アンティーク時計店主のつぶやき

オーストラリアにある高級アンティーク時計専門店メルシーウォッチの店主が綴る、何気ない日常の生活や仕事にまつわるお話しです。

ゆとりと余裕

先日、当店の円高還元セールが終わりましたが、円高と同時にここオーストラリアのオーストラリアドルも高止まりが続いていまして、オーストラリアの経済の堅調さを表しているようです。

日本と比べてどこが秀でているわけでもないのですが、国の大きさからくる余裕なのでしょうか、どこを掘っても資源だらけというような感じですし、食料もたっぷり輸出するほどあるというのですから。

しかも移民の受け入れをしているせいで人口も順調に増え続けているし、それでいてまだ経済的に企業間で競争といえる状態にまでなっていない。

例えるなら本当に昭和50年代頃の日本といった感じでしょうか。経済は順調で人口も増えている、預金を預けても利子が6%近くあるのですから、お金を預けてこれだけも利子があるの?と利子がほぼ0%の国からやってきた私としてはいつもこれには驚かされます。

こんな国だからでしょうか、人々も以前と比べればちょっとぎすぎすした感じはでてきたかな?と思うものの、まだまだリラックスしていて優しさを感じます。

まぁのんびりしすぎていて、サービスなどには呆れることもありますが、この遅さが働く人たちには良い余裕を与えているんだろうなと思います。何と言っても、クレームを付けると店員さんなどは助けてくれなくなりますから。こういう点もある意味で良いことなんだろうと思います。

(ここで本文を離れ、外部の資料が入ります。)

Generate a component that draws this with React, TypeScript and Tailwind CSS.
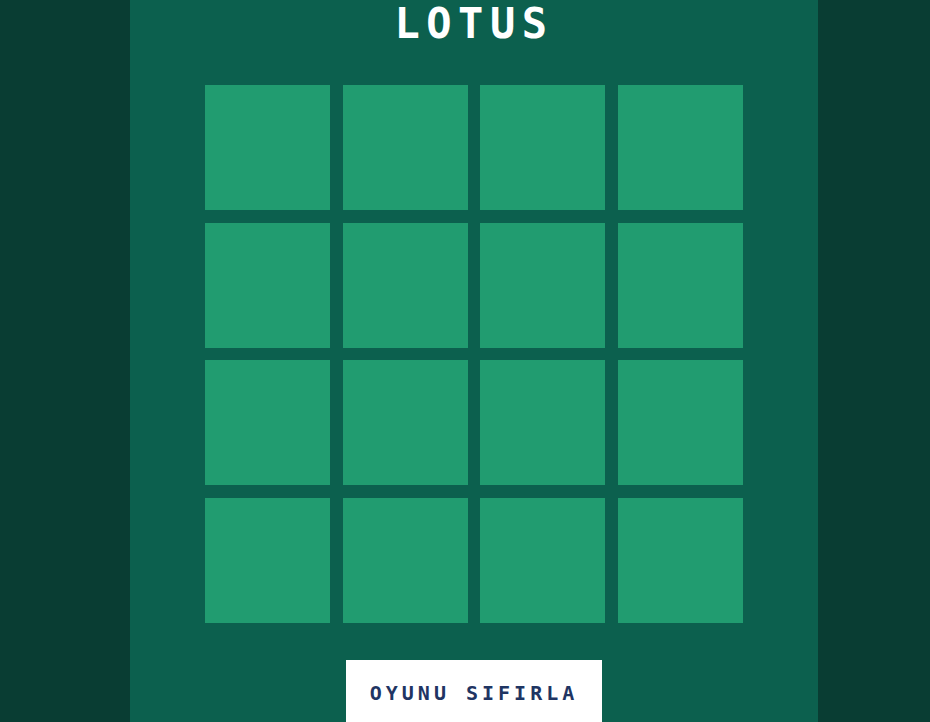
const App = () => {
  const tiles = Array.from({ length: 16 }, (_, i) => i);

  return (
    <div className="min-h-[722px] bg-[#093d33] font-['DejaVu_Sans_Mono',monospace]">
      <div className="ml-[130px] w-[688px] min-h-[722px] bg-[#0c604e] flex flex-col items-center">
        <h1 className="pt-[2px] text-white font-bold text-[42px] leading-[44px] tracking-[6.5px]">LOTUS</h1>
        <div className="mt-[39px] grid grid-cols-4 gap-[12.5px]">
          {tiles.map((t) => (
            <div key={t} className="w-[125px] h-[125px] bg-[#219c70]" />
          ))}
        </div>
        <button className="mt-[37px] w-[256px] h-[66px] bg-white text-[#1f3563] font-bold text-[20px] tracking-[4px]">
          OYUNU SIFIRLA
        </button>
      </div>
    </div>
  );
};

export default App;
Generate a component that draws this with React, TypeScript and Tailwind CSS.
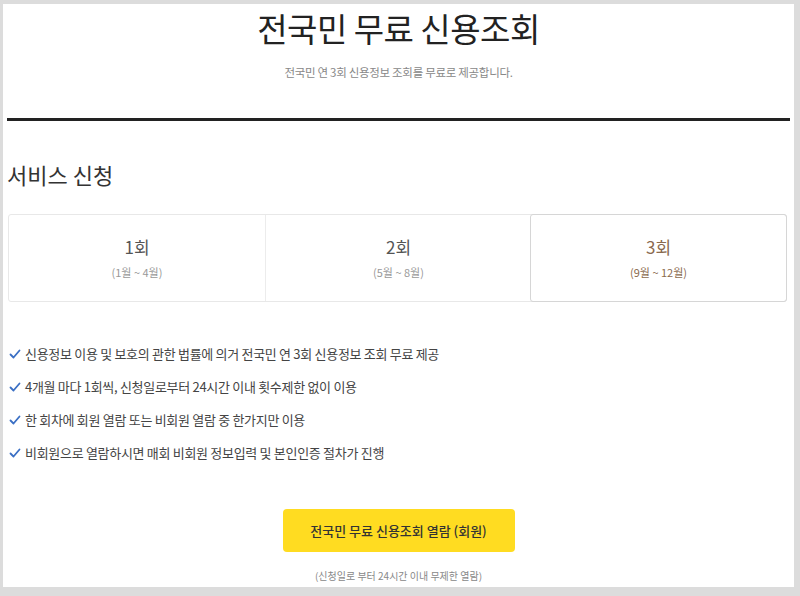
import React from 'react';

const rounds = [
    { title: '1회', range: '(1월 ~ 4월)', active: false },
    { title: '2회', range: '(5월 ~ 8월)', active: false },
    { title: '3회', range: '(9월 ~ 12월)', active: true },
];

const notes = [
    '신용정보 이용 및 보호의 관한 법률에 의거 전국민 연 3회 신용정보 조회 무료 제공',
    '4개월 마다 1회씩, 신청일로부터 24시간 이내 횟수제한 없이 이용',
    '한 회차에 회원 열람 또는 비회원 열람 중 한가지만 이용',
    '비회원으로 열람하시면 매회 비회원 정보입력 및 본인인증 절차가 진행',
];

const Check = () => (
    <svg width="12" height="12" viewBox="0 0 12 12" className="shrink-0">
        <path d="M1.5 6.5 L4.5 9.5 L10.5 2.5" fill="none" stroke="#3a6fc4" strokeWidth="1.8" strokeLinecap="round" strokeLinejoin="round" />
    </svg>
);

export default function App() {
    return (
        <div
            className="w-[800px] h-[596px] bg-[#dcdcdc] pl-[3px] pt-[4px] pr-[6px] pb-[9px] overflow-hidden"
            style={{ fontFamily: '"Noto Sans CJK KR", "Noto Sans", sans-serif' }}
        >
            <div className="h-full bg-white flex flex-col px-[4px]">
                {/* Header */}
                <div className="flex flex-col items-center">
                    <h1 className="text-[33px] leading-[40px] mt-[4px] text-[#222] font-normal tracking-[-0.5px]">전국민 무료 신용조회</h1>
                    <p className="text-[11.5px] leading-[16px] mt-[16px] text-[#888] tracking-[-0.3px]">전국민 연 3회 신용정보 조회를 무료로 제공합니다.</p>
                </div>
                <div className="h-[3px] bg-[#222] mt-[38px]" />

                {/* Service */}
                <h2 className="text-[22px] leading-[30px] mt-[38px] text-[#333] font-normal">서비스 신청</h2>
                <div className="mt-[25px] ml-[1px] mr-[3px] grid grid-cols-[257px_265px_1fr] h-[88px] border border-[#e8e8e8] rounded-[3px]">
                    {rounds.map((r, i) => (
                        <div
                            key={r.title}
                            className={
                                r.active
                                    ? 'flex flex-col items-center justify-center border border-[#d6d6d6] rounded-[3px] -m-[1px]'
                                    : i === 0
                                        ? 'flex flex-col items-center justify-center border-r border-[#ececec]'
                                        : 'flex flex-col items-center justify-center'
                            }
                        >
                            <span className={r.active ? 'text-[17px] leading-[22px] text-[#8a6a4e]' : 'text-[17px] leading-[22px] text-[#555]'}>{r.title}</span>
                            <span className={r.active ? 'text-[11px] leading-[16px] mt-[6px] text-[#8a6a4e]' : 'text-[11px] leading-[16px] mt-[6px] text-[#999]'}>{r.range}</span>
                        </div>
                    ))}
                </div>

                {/* Notes */}
                <ul className="mt-[42px] flex flex-col gap-[13px] pl-[2px]">
                    {notes.map((n) => (
                        <li key={n} className="flex items-center gap-[4px] h-[20px] text-[13px] text-[#444] tracking-[-0.3px]">
                            <Check />
                            <span>{n}</span>
                        </li>
                    ))}
                </ul>

                {/* Action */}
                <div className="flex flex-col items-center mt-[46px]">
                    <button className="w-[232px] h-[43px] bg-[#ffdc21] rounded-[4px] text-[13px] font-medium text-[#333]">
                        전국민 무료 신용조회 열람 (회원)
                    </button>
                    <p className="text-[10px] leading-[14px] mt-[17px] text-[#888]">(신청일로 부터 24시간 이내 무제한 열람)</p>
                </div>
            </div>
        </div>
    );
}
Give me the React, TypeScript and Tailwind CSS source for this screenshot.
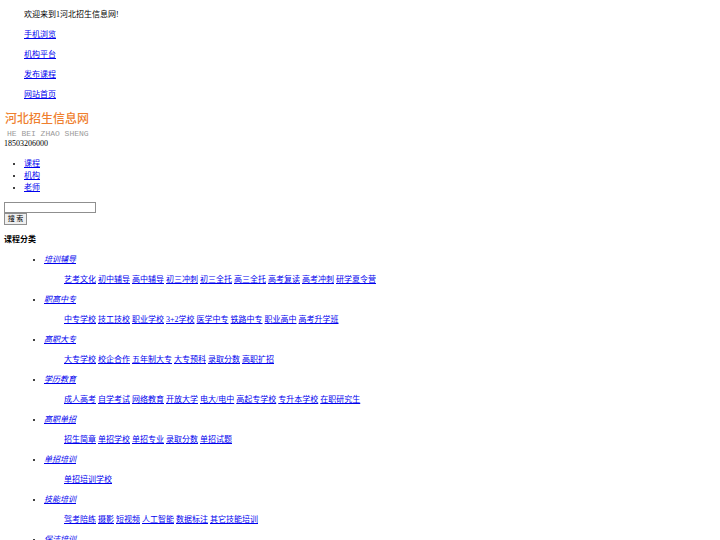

今日もちょっとバスに乗る用事があったのですが、降りるときに「ありがとう」と運転手に声を掛ける人たちがまだまだ多いです。



こうして考えてみると、日本はいつから変わってしまったんだろうな?と時々思うことがあります。

もうかれこれ数十年前になりますが、バスの運転手さんにありがとうと言っている人はいたように覚えていますし、がんこなお店もあって、間違っているお客様のいうことなんか聞かないなんてところもありました。

子供のころ、悪いことをすれば知らない人からも怒られたし、先生からもバシバシ叩かれたように覚えています。

過当競争ということや余裕の無さ、過剰なまでのサービスや過剰なまでの保護、モンスターペアレンツなど文句を言えばなんとかなるというような風潮があることもかなり危険だと思います。

それをすることで自分の我は通せるかもしれませんが、求めた分、自分が逆の立場になればそういった要求をされるのですから。
返って自分自身の首を絞めつけているのではないかと思わずにはいられません。

それに増して、今は原発のニュースなど暗い話題も多いので、変にニュースばかり見ていると気持ちまで沈んでしまうというものです。



かなり前からずっとオーストラリアで放送されいているのですが、「料理の鉄人」という日本の名番組が英語に翻訳されて放送されています。

今思えば、あの頃の日本って活気があったな、なぜかわからないけどみんな明るかったように思います。

なんでしょうか、今のテレビはどこかドキドキするようなものが無いようにも思います。毎週楽しみに待ってみるような、それでいて娯楽でありながら教育でありながら馬鹿げてもいるし華やかでもある。

今だからこそ、あの頃のようないろいろな意味でずば抜けた番組が放送されてもいいんじゃないかな?とも思います。


まとまりが無いブログになってしまいましたが、今日はふっとバスや電車に乗る時間があったので、そんなことをとめどなく考えてしまいました。

ゆとり教育や完全な平等なんてものは社会にでればありえないので、そんなことはなくても良いはず。
これからは国際競争にもさらされるだろうし、オーストラリアでも中国や韓国の人たちはもっとガンガン意見を言うし前に出てきます。子供のころに競争もさせて理不尽なことも経験しておくべきですよね。それでいて優しさもとなると矛盾しそうなものですが、やるところはやってという感じにならないものでしょうか。

それにしても今の特に都心部はそうでしょうが、社会に心のゆとりや思いやりというのは今以上にきっと必要になってくるんじゃないかなと思います。

前に向かって進むパワーが感じられる。それでいて優しさもモラルもある。そんな古き良き時代が帰ってきてほしいなと思います。